TO: Students in CJ 405

FROM: RB Taylor

DATE: 11/5/01

RE: Comments on 10/29 homeworks on error terms

POINT 1
Several of you when looking at the assumption

E(e) = 0

[ the expected value of the residuals is zero ]

thought this was just with reference to the entire set of error terms, and that since the overall average was zero, all was settled.

But if you look carefully at point 1 at the bottom of p. 31 in Hamilton, you will see that the zero mean is expected for "every value of X." Every value makes sense when X is a categorical variable; when you have lots of X values you can reduce it to categories such as low, medium, and high, which we did in class. So this means that you would want to get the average (e) at low, medium, and high X values to see if the assumption is being met. Can you see the steps you would need to follow in order to do this?

POINT 2
The idea about the error terms being independent refers BOTH to independence from scores on the X variables, and to independence from errors of other cases. Again, see p. 31 in Hamilton. The suggestion just made above will help you see if r(x1,e) = 0; if the mean of e is the same for every value (or range of X) then you have independence from X.
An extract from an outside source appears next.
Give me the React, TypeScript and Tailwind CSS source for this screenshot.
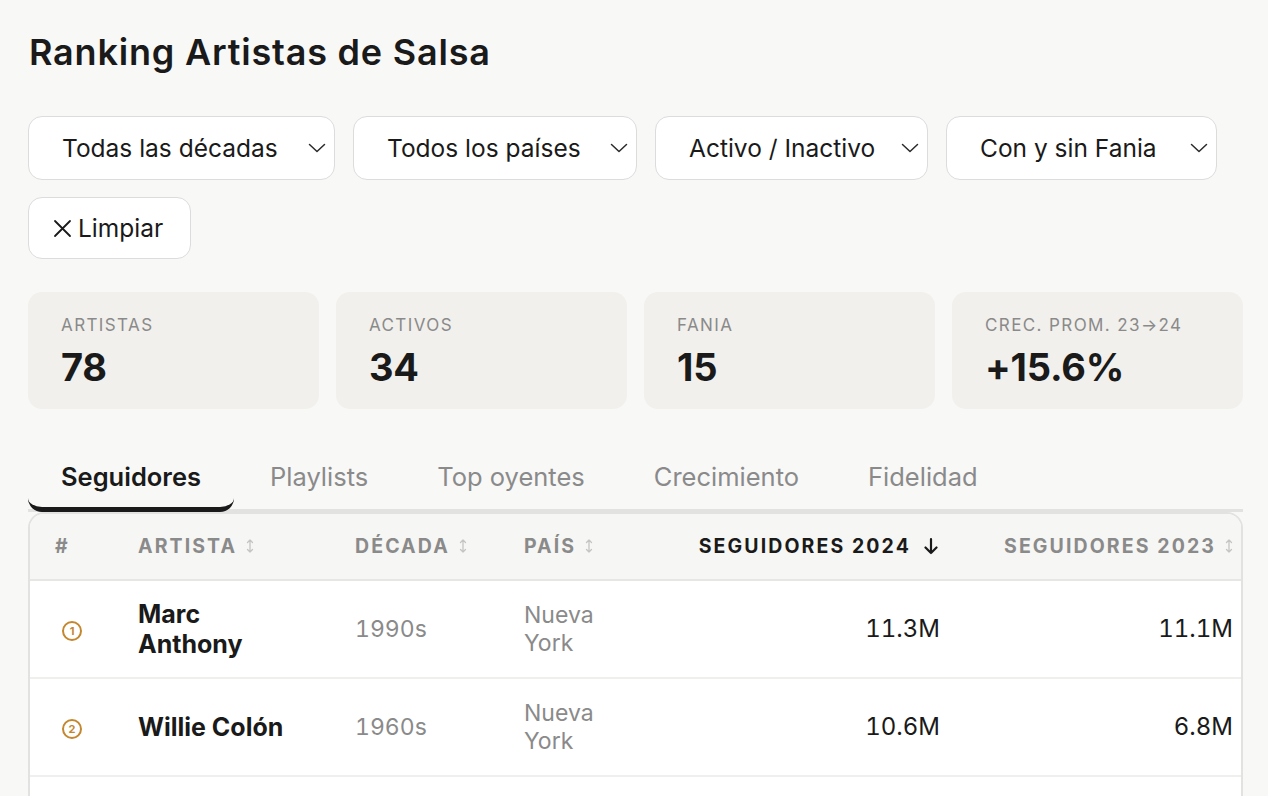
import React from "react";

const Chevron = () => (
  <svg width="18" height="10" viewBox="0 0 18 10" fill="none" className="shrink-0">
    <path d="M1.5 1.5 L9 8.5 L16.5 1.5" stroke="#2a2a2a" strokeWidth="1.5" strokeLinecap="round" strokeLinejoin="round" />
  </svg>
);

const XIcon = () => (
  <svg width="19" height="19" viewBox="0 0 19 19" fill="none" className="shrink-0 mr-[6px]">
    <path d="M2 2 L17 17 M17 2 L2 17" stroke="#1a1a1a" strokeWidth="1.8" strokeLinecap="round" />
  </svg>
);

const SortIcon = () => (
  <svg width="8" height="16" viewBox="0 0 8 16" fill="none" className="inline-block ml-[9px] align-[-1px]">
    <path d="M4 2 V14 M1.5 4.5 L4 2 L6.5 4.5 M1.5 11.5 L4 14 L6.5 11.5" stroke="#c4c4c4" strokeWidth="1.3" strokeLinecap="round" strokeLinejoin="round" />
  </svg>
);

const DownArrow = () => (
  <svg width="14" height="18" viewBox="0 0 14 18" fill="none" className="inline-block ml-[13px] align-[-2px]">
    <path d="M7 2 V16 M1.5 10.5 L7 16 L12.5 10.5" stroke="#1a1a1a" strokeWidth="2.2" strokeLinecap="round" strokeLinejoin="round" />
  </svg>
);

const Rank = ({ n }: { n: number }) => (
  <span className="inline-flex items-center justify-center w-[20px] h-[20px] rounded-full border-[2.8px] border-[#c4872e] text-[#c4872e] text-[11px] font-bold leading-none">
    {n}
  </span>
);

const filters = [
  { label: "Todas las décadas", w: "w-[307px]" },
  { label: "Todos los países", w: "w-[284px]" },
  { label: "Activo / Inactivo", w: "w-[273px]" },
  { label: "Con y sin Fania", w: "w-[271px]" },
];

const stats = [
  { label: "ARTISTAS", value: "78" },
  { label: "ACTIVOS", value: "34" },
  { label: "FANIA", value: "15" },
  { label: "CREC. PROM. 23→24", value: "+15.6%" },
];

const tabs = ["Seguidores", "Playlists", "Top oyentes", "Crecimiento", "Fidelidad"];

const rows = [
  { rank: 1, name: "Marc Anthony", decade: "1990s", country: "Nueva York", s24: "11.3M", s23: "11.1M" },
  { rank: 2, name: "Willie Colón", decade: "1960s", country: "Nueva York", s24: "10.6M", s23: "6.8M" },
  { rank: 3, name: "Héctor Lavoe", decade: "1960s", country: "Puerto Rico", s24: "9.8M", s23: "8.2M" },
];

const th = "text-[19.5px] font-bold tracking-[2.1px] whitespace-nowrap";

export default function App() {
  return (
    <div
      className="min-h-screen w-[1268px] h-[796px] overflow-hidden bg-[#f8f8f7] text-[#1a1a1a] pl-[28px] pr-[25px] pt-[30px]"
      style={{ fontFamily: "Inter, 'Noto Sans', sans-serif" }}
    >
      <h1 className="text-[36px] font-semibold leading-[44px] tracking-[0.8px] pl-[1px]">Ranking Artistas de Salsa</h1>

      <div className="flex flex-wrap gap-x-[18px] gap-y-[17px] mt-[42px]">
        {filters.map((f) => (
          <div
            key={f.label}
            className={`${f.w} h-[64px] bg-white border-[1.5px] border-[#dcdcdc] rounded-[14px] flex items-center pl-[33px] pr-[8px]`}
          >
            <span className="text-[24.5px] leading-none text-[#1a1a1a] whitespace-nowrap">{f.label}</span>
            <span className="ml-auto"><Chevron /></span>
          </div>
        ))}
        <div className="w-[163px] h-[62px] bg-white border-[1.5px] border-[#dcdcdc] rounded-[14px] flex items-center pl-[24px]">
          <XIcon />
          <span className="text-[24.5px] leading-none whitespace-nowrap">Limpiar</span>
        </div>
      </div>

      <div className="grid grid-cols-4 gap-[17px] mt-[33px] w-[1215px]">
        {stats.map((s) => (
          <div key={s.label} className="h-[117px] bg-[#f1f0ec] rounded-[14px] pl-[33px] pt-[22px]">
            <div className="text-[17px] leading-[22px] tracking-[1.4px] text-[#8a8a8a]">{s.label}</div>
            <div className="text-[38px] font-bold leading-[46px] mt-[8px] tracking-[-0.2px]">{s.value}</div>
          </div>
        ))}
      </div>

      <div className="w-[1215px] mt-[47px] flex gap-[3px] border-b-[3px] border-[#e2e2e0]">
        {tabs.map((t, i) => (
          <div
            key={t}
            className={
              i === 0
                ? "px-[33px] pt-[6px] pb-[12px] text-[25.5px] leading-[30px] font-semibold text-[#1a1a1a] border-b-[5px] border-[#1a1a1a] rounded-[14px] -mb-[3px]"
                : "px-[33px] pt-[6px] pb-[17px] text-[25.5px] leading-[30px] text-[#8a8a8a]"
            }
          >
            {t}
          </div>
        ))}
      </div>

      <div className="w-[1215px] border-[2px] border-[#e2e2e0] rounded-t-[16px] overflow-hidden bg-white">
        <table className="table-fixed border-collapse w-[1229px]">
          <colgroup>
            <col className="w-[80px]" />
            <col className="w-[217px]" />
            <col className="w-[170px]" />
            <col className="w-[134px]" />
            <col className="w-[331px]" />
            <col className="w-[297px]" />
          </colgroup>
          <thead>
            <tr className="bg-[#f6f6f4] border-b-[2px] border-[#e6e6e4] h-[66px]">
              <th className={`text-left pl-[25px] text-[#8a8a8a] ${th}`}>#</th>
              <th className={`text-left pl-[28px] text-[#8a8a8a] ${th}`}>ARTISTA<SortIcon /></th>
              <th className={`text-left pl-[28px] text-[#8a8a8a] ${th}`}>DÉCADA<SortIcon /></th>
              <th className={`text-left pl-[27px] text-[#8a8a8a] ${th}`}>PAÍS<SortIcon /></th>
              <th className={`text-right pr-[24px] text-[#1a1a1a] ${th}`}>SEGUIDORES 2024<DownArrow /></th>
              <th className={`text-right pr-[26px] text-[#8a8a8a] ${th}`}>SEGUIDORES 2023<SortIcon /></th>
            </tr>
          </thead>
          <tbody>
            {rows.map((r) => (
              <tr key={r.rank} className="border-b-[2px] border-[#efefee]">
                <td className="pl-[32px] py-[18px] align-middle"><Rank n={r.rank} /></td>
                <td className="pl-[28px] pr-[26px] py-[18px] text-[25px] leading-[30px] font-bold align-middle">{r.name}</td>
                <td className="pl-[28px] py-[18px] text-[23px] leading-[28px] text-[#8a8a8a] align-middle tabular-nums">{r.decade}</td>
                <td className="pl-[27px] pr-[27px] py-[20px] text-[23px] leading-[28px] text-[#8a8a8a] align-middle">{r.country}</td>
                <td className="pr-[22px] py-[18px] text-[24px] leading-[30px] text-right align-middle tabular-nums">{r.s24}</td>
                <td className="pr-[26px] py-[18px] text-[24px] leading-[30px] text-right align-middle tabular-nums">{r.s23}</td>
              </tr>
            ))}
          </tbody>
        </table>
      </div>
    </div>
  );
}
Independence from other other cases is a harder nut to crack. Just a couple of short points here.

1) Non-independent error terms is a serious no-no; it implies you do not have independent observations, which is a fundamental underpinning for statistical testing; in fact, your degrees of freedom assume this independence (freedom=independence, get it?)

2) You are likely to have non-independence among error terms whenever your dependent variable is based on multiple observations of the same units over time (county crime rates over years, a person's score on repeated testings), or when the individual units from whom/which you are collecting the outcome data are ecologically grouped in some way (students in different schools, residents in different neighborhoods, precincts in different police departments).